List of all image ids, image paths, and classnames.

transform = transform instance-attribute

Optional function function that transforms an image into a format expected by a neural network.

benchmark(cfg)

Steps: 1. Get features for all images. 2. Select lambda using cross validation splits. 3. Report score on test data.

Source code in src/biobench/plantnet/__init__.py
@beartype.beartype
def benchmark(cfg: config.Experiment) -> reporting.Report:
    """
    Steps:
    1. Get features for all images.
    2. Select lambda using cross validation splits.
    3. Report score on test data.
    """
    backbone = registry.load_vision_backbone(cfg.model)

    # 1. Get features
    val_features = get_features(cfg, backbone, split="val")
    train_features = get_features(cfg, backbone, split="train")
    torch.cuda.empty_cache()

    encoder = sklearn.preprocessing.OrdinalEncoder()
    all_labels = np.concatenate((val_features.labels, train_features.labels))
    encoder.fit(all_labels.reshape(-1, 1))

    # 2. Fit model.
    clf = init_clf(cfg)
    clf.fit(train_features.x, train_features.y(encoder))

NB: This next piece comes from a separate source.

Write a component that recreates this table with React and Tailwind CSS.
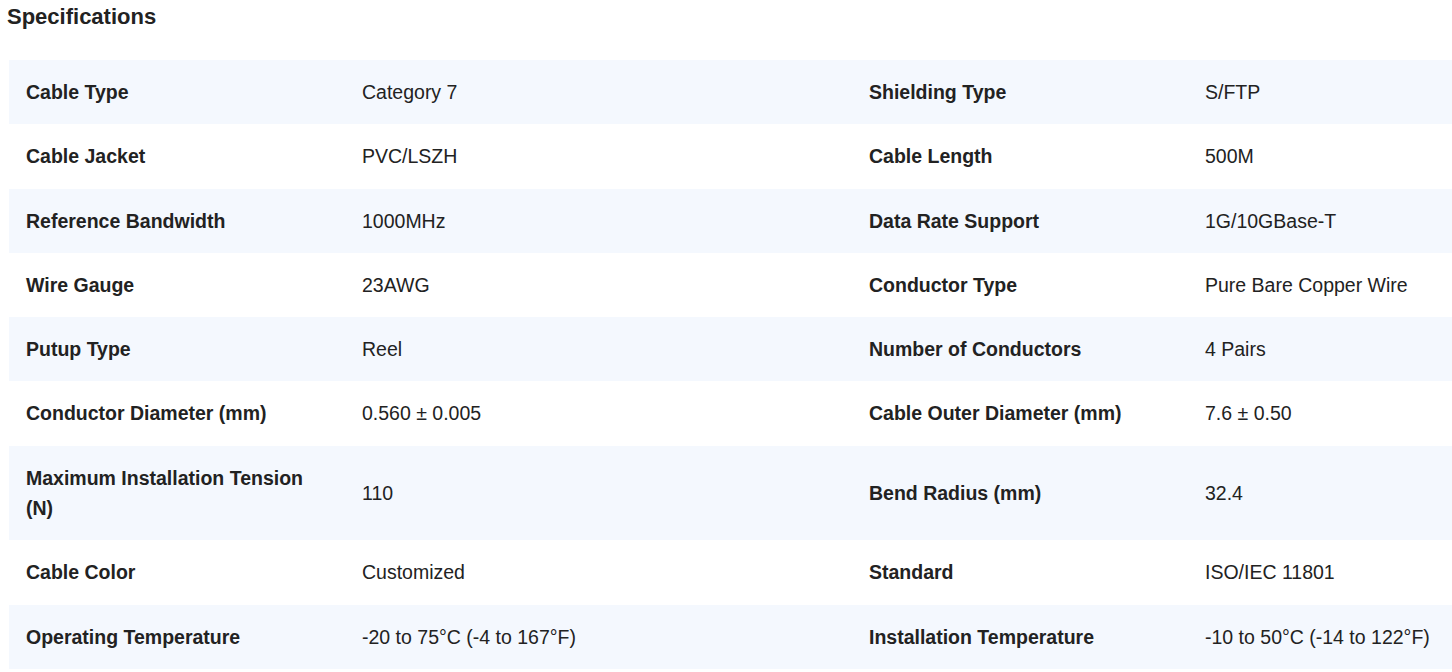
import React from "react";

const specs = [
	["Cable Type", "Category 7", "Shielding Type", "S/FTP"],
	["Cable Jacket", "PVC/LSZH", "Cable Length", "500M"],
	["Reference Bandwidth", "1000MHz", "Data Rate Support", "1G/10GBase-T"],
	["Wire Gauge", "23AWG", "Conductor Type", "Pure Bare Copper Wire"],
	["Putup Type", "Reel", "Number of Conductors", "4 Pairs"],
	["Conductor Diameter (mm)", "0.560 ± 0.005", "Cable Outer Diameter (mm)", "7.6 ± 0.50"],
	["Maximum Installation Tension (N)", "110", "Bend Radius (mm)", "32.4"],
	["Cable Color", "Customized", "Standard", "ISO/IEC 11801"],
	["Operating Temperature", "-20 to 75°C (-4 to 167°F)", "Installation Temperature", "-10 to 50°C (-14 to 122°F)"],
];

const SpecRow = ({ row, index }) => {
	const [l1, v1, l2, v2] = row;
	return (
		<tr className={index % 2 === 0 ? "bg-[#f4f8fe]" : "bg-white"}>
			<td className="px-[17px] py-[17px] font-bold align-middle">{l1}</td>
			<td className="px-[17px] py-[17px] align-middle">{v1}</td>
			<td className="px-[17px] py-[17px] font-bold align-middle">{l2}</td>
			<td className="px-[17px] py-[17px] align-middle">{v2}</td>
		</tr>
	);
};

export default function App() {
	return (
		<div
			className="bg-white text-[#222] min-h-[672px]"
			style={{ fontFamily: '"Liberation Sans", Arial, sans-serif' }}
		>
			<h3 className="pl-[7px] pt-0 text-[22px] font-bold leading-normal h-[60px]">
				Specifications
			</h3>
			<div className="pl-[9px]">
				<table className="w-full table-fixed border-collapse text-[19.5px] leading-[30.3px]">
					<colgroup>
						<col className="w-[336px]" />
						<col className="w-[507px]" />
						<col className="w-[336px]" />
						<col />
					</colgroup>
					<tbody>
						{specs.map((row, i) => (
							<SpecRow key={row[0]} row={row} index={i} />
						))}
					</tbody>
				</table>
			</div>
		</div>
	);
}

    true_labels = val_features.y(encoder)
    pred_labels = clf.predict(val_features.x)

    preds = [
        reporting.Prediction(
            str(img_id),
            float(pred == true),
            {"y_pred": pred.item(), "y_true": true.item()},
        )
        for img_id, pred, true in zip(val_features.ids, pred_labels, true_labels)
    ]

    return reporting.Report("plantnet", preds, cfg)